The Blueprint: Structuring a Multi-Cluster Provisioning Pipeline
To implement declarative cluster management safely at enterprise scale, you need to establish a distinct separation between your management core and your workload fleets.
The CAPI Fleet Provisioning Workflow
1.Bootstrap the Central Management Core:Phase 1.
Spin up a lean, highly resilient management cluster (often using a dedicated, isolated environment) and initialize the core CAPI controllers alongside your target infrastructure providers via clusterctl.
2.Declare Your Fleet via ClusterClass:Phase 2.
Define a standardized, reusable ClusterClass template inside your central platform repository. This blueprint hardcodes your approved networking components (CNI), storage drivers (CSI), and baseline security profiles.
3.Sync Manifests via Central GitOps:Phase 3.
Configure a centralized ArgoCD or Flux instance inside the management cluster to watch your infrastructure repository. When a platform engineer commits a new Kind: Cluster manifest, the GitOps engine hydrates it onto the control plane.
4.Continuous Machine Reconciliation:Phase 4.
The CAPI controllers intercept the new resource definition, talk directly to the target cloud APIs, provision the network topologies, spin up the control plane instances, and automatically bring the new workload cluster into a healthy, managed state.

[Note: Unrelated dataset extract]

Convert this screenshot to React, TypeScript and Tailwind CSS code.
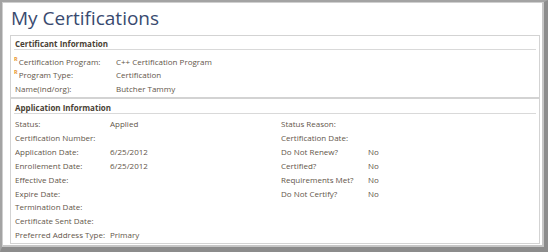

Elevate Your Infrastructure Abstraction Layer
Managing clusters as isolated, custom-built environments is the ultimate bottleneck to platform velocity. By abstracting your infrastructure into native, declarative Kubernetes objects, Cluster API allows platform engineering teams to manage hundreds of clusters across diverse environments with the exact same operational efficiency used to deploy a single microservice.
It eliminates the reliance on fragile, custom-built scripting layers and ensures that configuration drift is caught and corrected long before it can impact your production SLOs.
The future isn't managing Kubernetes clusters. It's managing clusters the Kubernetes way.